No voto para tornar Bolsonaro réu, o ministro Flávio Dino destacou que houve apreensão de armas brancas e de armas improvisadas no 8 de Janeiro. Ele lembrou ainda que vários dos acusados de tentativa de golpe de Estado são militares, que costumam andar armados.
Vale destacar que, durante a invasão ao Planalto, participantes do movimento golpista roubaram armas não letais do Gabinete de Segurança Institucional (GSI). Em operações posteriores ao 8 de Janeiro, a Polícia Federal apreendeu armas de fogo com suspeitos de financiar o movimento antidemocrático (1, 2, 3).
Exageros sobre gestão de Bolsonaro
Durante o discurso, Bolsonaro exaltou sua gestão e repetiu alegações enganosas sobre seus feitos como presidente. Ele disse que a informalidade teria se convertido em pleno emprego no período em que esteve no Planalto. No entanto, o ex-presidente omite que a taxa anual de informalidade em 2022, último ano de seu governo, foi de 39,4%.
Ele disse, ainda, que terminou o ano de 2022 com R$ 54 bilhões em caixa – o que é verdade. Foi a primeira vez desde 2013 que as contas do governo federal fecharam no azul. Mas a gestão de Bolsonaro também deixou R$ 255,2 bilhões de despesas contratadas e não pagas para 2023, conhecidas como Restos a Pagar (RAPs).
Bolsonaro voltou também a mentir sobre o Pix, alegando que seu governo teria sido responsável pela criação da ferramenta.
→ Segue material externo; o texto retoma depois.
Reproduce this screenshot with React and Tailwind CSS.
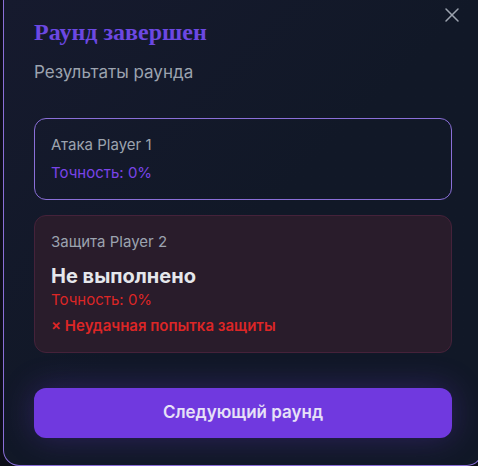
import { X } from 'lucide-react';

const RoundResult = () => {
  return (
    <div className="relative flex w-[480px] h-[466px] flex-col rounded-b-2xl border-x border-b border-[#8a6fd8] bg-gradient-to-br from-[#161a2e] via-[#111827] to-[#111827] px-[30px] pt-4 font-['Inter',sans-serif]">
      <button className="absolute right-[18px] top-[3px] text-[#9ca3af]">
        <X size={24} strokeWidth={1.5} />
      </button>

      <h2 className="font-['Liberation_Serif',serif] text-[24px] font-bold leading-8 text-[#6c48e2]">
        Раунд завершен
      </h2>
      <p className="mt-3 text-[17px] leading-6 text-[#9ca3af]">Результаты раунда</p>

      <div className="mt-[34px] flex flex-col gap-[15px]">
        {/* attacker */}
        <div className="rounded-xl border border-[#8a6fd8] px-4 py-4">
          <p className="text-[15px] leading-5 text-[#9ca3af]">Атака Player 1</p>
          <p className="mt-2 text-[15px] leading-5 text-[#7a44e8]">Точность: 0%</p>
        </div>

        {/* defender */}
        <div className="rounded-xl border border-[#45223a] bg-[#291c2b] px-4 py-4">
          <p className="text-[15px] leading-5 text-[#9ca3af]">Защита Player 2</p>
          <p className="mt-2.5 text-[20px] font-bold leading-7 text-[#e5e7eb]">Не выполнено</p>
          <p className="text-[15px] leading-5 text-[#dc2626]">Точность: 0%</p>
          <p className="mt-1.5 text-[15px] font-semibold leading-5 text-[#dc2626]">× Неудачная попытка защиты</p>
        </div>
      </div>

      <button className="mt-[35px] h-[50px] w-full rounded-xl bg-[#7039df] text-[17px] font-semibold text-[#e6e1f7] shadow-[0_0_32px_rgba(112,57,223,0.3)]">
        Следующий раунд
      </button>
    </div>
  );
};

export default function App() {
  return (
    <div className="w-[478px] h-[466px] overflow-hidden bg-[#0c0d18] pl-[3px]">
      <RoundResult />
    </div>
  );
}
Essa alegação é desmentida ao menos desde 2022 por diferentes agências de checagem, e o ex-mandatário já repetiu em diferentes ocasiões desde então.
Como mostrou o Projeto Comprova, coalizão da qual o Verifica faz parte, o Pix foi lançado durante o governo Bolsonaro, em novembro de 2020, mas começou a ser pensado ainda na gestão de Michel Temer (MDB), em 2018. Abordado sobre o modelo de pagamento pela primeira vez em 2020, o ex-presidente desconhecia o assunto e acreditava que o termo Pix era relacionado à aviação civil.